The recent Wired article by Rhett Allain, “Three Science Words We Should Stop Using,” highlights it for me again: the importance of models in the lives of children. The enemy of the ability to play with a model is the linear, “realistic,” literal interpretation of being—what niggas of all skin colors have been calling “keeping it real.” The problem with keeping it real is when you can really have a thing you will have nothing. Having a model of something (or some system) means you have a little voodoo doll—a small-scale version of the larger “real” thing. For those readers who claim white-Jesus Christianity, remember how David fought lions before he fought great armies.

So I say all that to say that I got my son—quite by “chance”—a 1/10 scale electric car. This is not a “toy” car. This is a model of a real battery-powered car, shrunk down to 1/10 scale. This car is meant to be rebuilt from scratch. My son can play with it like a toy but eventually he will break it (actually his mother broke it first). When the car is broken he (with a little bit of help from me) will have to repair the car—just like a real car: “Why can’t I play with my car, Daddy?” I answer: ‘We’re waiting on replacement parts, son.” Exceed Sunfire Buggy

I say this whole series of events happened “by chance” because it was my son that asked me for a remote controlled car. I immediately cringed at the vision of a single piece of petroleum-based plastic with some wheels and an antenna sticking out—the kind of crap sold at Toys-R-Us—the kind of crap (I am sorry to say) single mothers cynically/ignorantly buy for their little boys. I want my son to have some man-shit! I don’t mean a remote controlled car that goes out and knocks over liquor stores and rapes women. I mean my 10-year-old son needs to be involved in activities that give him constructive skills that he can use for the rest of life. He should not always have toys that just distract him and entertain him. I am always looking out for opportunities like that… (by the way, I look out the same way for my daughter—and her shit is usually more expensive)…

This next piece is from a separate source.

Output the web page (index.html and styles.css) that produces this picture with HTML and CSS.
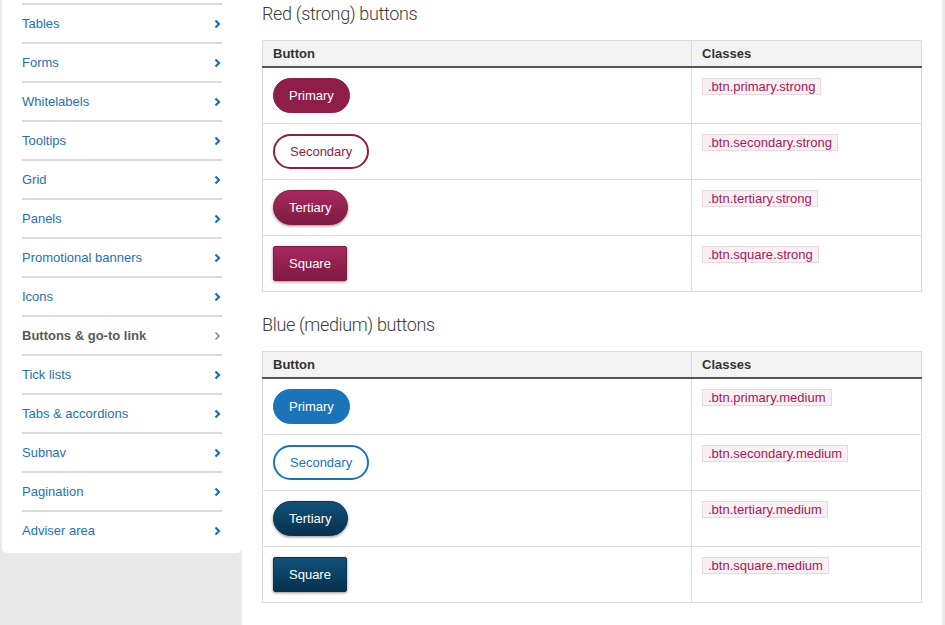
FILE: index.html
```html
<!DOCTYPE html>
<html>
<head>
<meta charset="utf-8">
<link rel="stylesheet" href="styles.css">
</head>
<body>
<div class="page">
  <nav class="sidebar">
    <ul class="nav">
      <li class="nav-item"><a>Tables</a><svg class="chev" viewBox="0 0 7 10"><polyline points="1.5,1.5 5,5 1.5,8.5"/></svg></li>
      <li class="nav-item"><a>Forms</a><svg class="chev" viewBox="0 0 7 10"><polyline points="1.5,1.5 5,5 1.5,8.5"/></svg></li>
      <li class="nav-item"><a>Whitelabels</a><svg class="chev" viewBox="0 0 7 10"><polyline points="1.5,1.5 5,5 1.5,8.5"/></svg></li>
      <li class="nav-item"><a>Tooltips</a><svg class="chev" viewBox="0 0 7 10"><polyline points="1.5,1.5 5,5 1.5,8.5"/></svg></li>
      <li class="nav-item"><a>Grid</a><svg class="chev" viewBox="0 0 7 10"><polyline points="1.5,1.5 5,5 1.5,8.5"/></svg></li>
      <li class="nav-item"><a>Panels</a><svg class="chev" viewBox="0 0 7 10"><polyline points="1.5,1.5 5,5 1.5,8.5"/></svg></li>
      <li class="nav-item"><a>Promotional banners</a><svg class="chev" viewBox="0 0 7 10"><polyline points="1.5,1.5 5,5 1.5,8.5"/></svg></li>
      <li class="nav-item"><a>Icons</a><svg class="chev" viewBox="0 0 7 10"><polyline points="1.5,1.5 5,5 1.5,8.5"/></svg></li>
      <li class="nav-item active"><a>Buttons &amp; go-to link</a><svg class="chev" viewBox="0 0 7 10"><polyline points="1.5,1.5 5,5 1.5,8.5"/></svg></li>
      <li class="nav-item"><a>Tick lists</a><svg class="chev" viewBox="0 0 7 10"><polyline points="1.5,1.5 5,5 1.5,8.5"/></svg></li>
      <li class="nav-item"><a>Tabs &amp; accordions</a><svg class="chev" viewBox="0 0 7 10"><polyline points="1.5,1.5 5,5 1.5,8.5"/></svg></li>
      <li class="nav-item"><a>Subnav</a><svg class="chev" viewBox="0 0 7 10"><polyline points="1.5,1.5 5,5 1.5,8.5"/></svg></li>
      <li class="nav-item"><a>Pagination</a><svg class="chev" viewBox="0 0 7 10"><polyline points="1.5,1.5 5,5 1.5,8.5"/></svg></li>
      <li class="nav-item"><a>Adviser area</a><svg class="chev" viewBox="0 0 7 10"><polyline points="1.5,1.5 5,5 1.5,8.5"/></svg></li>
    </ul>
  </nav>
  <main class="main">
    <h2 class="title">Red (strong) buttons</h2>
    <table class="demo">
      <thead>
        <tr><th class="col-btn">Button</th><th>Classes</th></tr>
      </thead>
      <tbody>
        <tr><td><span class="btn primary strong">Primary</span></td><td><code>.btn.primary.strong</code></td></tr>
        <tr><td><span class="btn secondary strong">Secondary</span></td><td><code>.btn.secondary.strong</code></td></tr>
        <tr><td><span class="btn tertiary strong">Tertiary</span></td><td><code>.btn.tertiary.strong</code></td></tr>
        <tr><td><span class="btn square strong">Square</span></td><td><code>.btn.square.strong</code></td></tr>
      </tbody>
    </table>
    <h2 class="title">Blue (medium) buttons</h2>
    <table class="demo">
      <thead>
        <tr><th class="col-btn">Button</th><th>Classes</th></tr>
      </thead>
      <tbody>
        <tr><td><span class="btn primary medium">Primary</span></td><td><code>.btn.primary.medium</code></td></tr>
        <tr><td><span class="btn secondary medium">Secondary</span></td><td><code>.btn.secondary.medium</code></td></tr>
        <tr><td><span class="btn tertiary medium">Tertiary</span></td><td><code>.btn.tertiary.medium</code></td></tr>
        <tr><td><span class="btn square medium">Square</span></td><td><code>.btn.square.medium</code></td></tr>
      </tbody>
    </table>
  </main>
</div>
</body>
</html>
```

FILE: styles.css
```css
html, body {
  margin: 0;
  padding: 0;
  height: 100%;
}
body {
  background: #e8e9e8;
  font-family: "Liberation Sans", Arial, sans-serif;
  font-size: 13px;
  overflow: hidden;
}
.page {
  display: flex;
  align-items: flex-start;
  min-height: 100%;
}
.sidebar {
  width: 240px;
  margin-left: 2px;
  box-sizing: border-box;
  background: #fff;
  padding: 3px 20px 4px;
  border-radius: 0 0 5px 5px;
}
.nav {
  list-style: none;
  margin: 0;
  padding: 0;
}
.nav-item {
  display: flex;
  align-items: center;
  justify-content: space-between;
  height: 37px;
  border-top: 2px solid #dcdcdc;
  color: #1f71b4;
}
.nav-item a {
  color: inherit;
}
.nav-item.active {
  color: #5a5a5a;
  font-weight: bold;
}
.chev {
  width: 7px;
  height: 10px;
  margin-right: 1px;
  fill: none;
  stroke: #1f6fb2;
  stroke-width: 2.2;
}
.nav-item.active .chev {
  stroke: #8a8a8a;
  stroke-width: 1.6;
}
.main {
  flex: none;
  width: 700px;
  align-self: stretch;
  background: #fff;
  padding: 2px 20px 0;
  box-sizing: border-box;
  min-height: 625px;
}
.title {
  margin: 0 0 14px;
  font-family: Roboto, "Liberation Sans", sans-serif;
  font-weight: 300;
  font-size: 18px;
  letter-spacing: -0.35px;
  line-height: 24px;
  color: #3c3c3c;
}
.demo {
  width: 660px;
  border-collapse: collapse;
  margin-bottom: 21px;
}
.demo th {
  background: #f3f3f3;
  text-align: left;
  font-weight: bold;
  color: #333;
  height: 25px;
  padding: 0 10px;
  border: 1px solid #dadada;
  border-bottom: 2px solid #555;
}
.demo .col-btn {
  width: 408px;
}
.demo td {
  vertical-align: top;
  padding: 10px 10px 10px;
  border: 1px solid #dadada;
  height: 35px;
}
.btn {
  display: inline-block;
  height: 35px;
  line-height: 33px;
  padding: 0 15px;
  border: 1px solid transparent;
  border-radius: 18px;
  color: #fff;
  box-sizing: border-box;
  white-space: nowrap;
}
.btn.secondary {
  border-width: 2px;
  line-height: 31px;
  background: #fff;
}
.btn.primary.strong {
  background: #8e1d47;
  border-color: #8e1d47;
}
.btn.secondary.strong {
  border-color: #8e1d47;
  color: #8e1d47;
}
.btn.tertiary.strong {
  background: linear-gradient(#a8295f, #7d1a41);
  border-color: #7f1b42;
  box-shadow: 0 1px 3px rgba(0, 0, 0, 0.45);
}
.btn.square.strong {
  background: linear-gradient(#a8295f, #7d1a41);
  border-color: #7f1b42;
  border-radius: 2px;
  box-shadow: 0 1px 3px rgba(0, 0, 0, 0.45);
}
.btn.primary.medium {
  background: #1b74ba;
  border-color: #1b74ba;
}
.btn.secondary.medium {
  border-color: #1b74ba;
  color: #1b74ba;
}
.btn.tertiary.medium {
  background: linear-gradient(#11517a, #07314d);
  border-color: #08344f;
  box-shadow: 0 1px 3px rgba(0, 0, 0, 0.45);
}
.btn.square.medium {
  background: linear-gradient(#11517a, #07314d);
  border-color: #08344f;
  border-radius: 2px;
  box-shadow: 0 1px 3px rgba(0, 0, 0, 0.45);
}
code {
  display: inline-block;
  font-family: "Liberation Sans", Arial, sans-serif;
  font-size: 13px;
  line-height: 15px;
  padding: 0 5px;
  background: #f8f0f2;
  border: 1px solid #efd5dd;
  color: #a3195b;
}
```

And let me say, by the way, that I must commend the mothers of my two youngest children for allowing me to participate this way in my children’s lives. I know for horrible fact that there are many self-described feminists out there who would find it hard to believe that a mother would actually prevent a father from being involved—out of an unfounded misplaced fear, inflaming a non-insightful self-centered protective instinct. What’s even sicker is when the mother evidently assumes I am there to get at her some kind of way… You know how they say it on Facebook, “It’s complicated.” Anyway, let me say that I am most pleased that my son is finally feeling free to ask me for things because his mother is quite financially resourceful (compared to me)—and it can be a bizarre matter of shame for some upper-class Negroes to allow a common field nigger to purchase things for their children. I have not been able to afford to send my son to $20,000/year private school but at least let a nigga buy the boy a little car. Thanks.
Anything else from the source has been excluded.